Но пока вместо будущих водяных и ветряных топильниц будут топить дровами и каменным углем, пока люди не пережгут все друг друга дотла оружием, которое изобрел Шаррьер, люди будут ездить на пароходах. Размеры пароходов гигантски увеличиваются с каждым годом. Давно ли 120-пушечный корабль в 270 футов длины был ‘чудом морей’? Давно ли начали строить пароходы в 450 сил? Теперь есть пароходы в 1 000 сил. И этого мало. Некто г. Гуро (Gouraud) в Америке хочет строить пароход в 5 000 сил и в 1 000 футов (12872 сажен) длины. Если план и не исполнится теперь, если и не построит своего гигантского парохода Гуро, то другой спекулянт через год, через два года построит что-нибудь подобное — таков ход дела. Сообразно увеличению длины и силы пароходов возрастает и скорость плавания. ‘Атрато’ недавно пришел с острова св. Фомы в Саутемптон (3 600 английских миль) в двенадцать дней (300 миль, или 450 верст в сутки). Североамериканский почтовый пароход ‘Азия’ проплыл в три дня 975 миль (1 475 верст, или около 500 верст в сутки).
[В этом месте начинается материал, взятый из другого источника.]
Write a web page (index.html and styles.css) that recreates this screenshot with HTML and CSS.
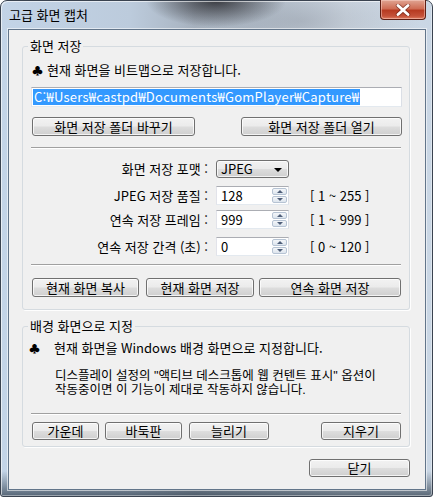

Но revenons nos moutons {Вернемся к нашим баранам, то есть вернемся к предмету нашего разговора. — Ред.}, то есть к милым и сильно присмиревшим парижанам, которые теперь идут, куда их ни поведи, даже не упираясь, чем и разрушается сходство, на которое мы намекнули. В Париже меньше выставок, нежели в Лондоне, быть может, даже нет ни одной, по крайней мере нет ни одной, на которую парижане находили бы приятным смотреть, в театрах также мало нового, потому что Рашель в ‘Федре’ — новость, которая была новостью еще в 1839 году, следовательно, не все смотрели и на нее, правда, на театре ‘Gymnase’ явилась новая испанская танцовщица Переа-Нена, отличающаяся, за недостатком более блестящих качеств, ‘скромностью’ в качуче, но испанских танцовщиц Париж видел уже миллионы, правда, в Сатори были скачки, — но день был страшно дождливый, и скачки происходили без обычной толпы зрителей, — что и было хорошо, потому что по грязи лошади скакали дурно, есть еще новость, но опять очень скромная — выбор во французскую Академию двух новых членов, Дюпанлу (епископа) и Саси (сына знаменитого ориенталиста и главного редактора ‘Journal des Dbats’ по смерти Бертена), да и это ново только потому, что, в противность обыкновению, академики почли достойным своих ‘бессмертных кресел’ людей, которые, хотя не написали и не напишут ничего бессмертного, но все-таки умеют писать не хуже миллиона других более или менее малоизвестных писателей — что же остается делать парижанам? на что им смотреть? на новоизобретаемые мундиры восстановленной гвардии? но их никак не могли еще изобрести (какое важное и трудное дело! а за недостатком лучшего, все журналы сообщали известия и предположения об этом великом текущем внутреннем вопросе), и потому неизъяснимую отраду хоть на час доставило парижанам поучительное зрелище человека, умеющего ходить на четвереньках, по образу других млекопитающих. Действительно, один поселянин вызвался за приличное вознаграждение пройти или пробежать на четвереньках в час весь Булонский лес, от конца до конца, ‘образованнейшее в мире общество’ с удовольствием приняло благородный вызов его щедрости и любопытству, несчастный скоморох исполнил свое условие и выиграл приз, но, пробежав на четвереньках огромное пространство своего ‘бега’, не мог уже подняться на ноги — у него свело руки и ноги… Как еще грубы и унизительны забавы большинства в половине XIX века!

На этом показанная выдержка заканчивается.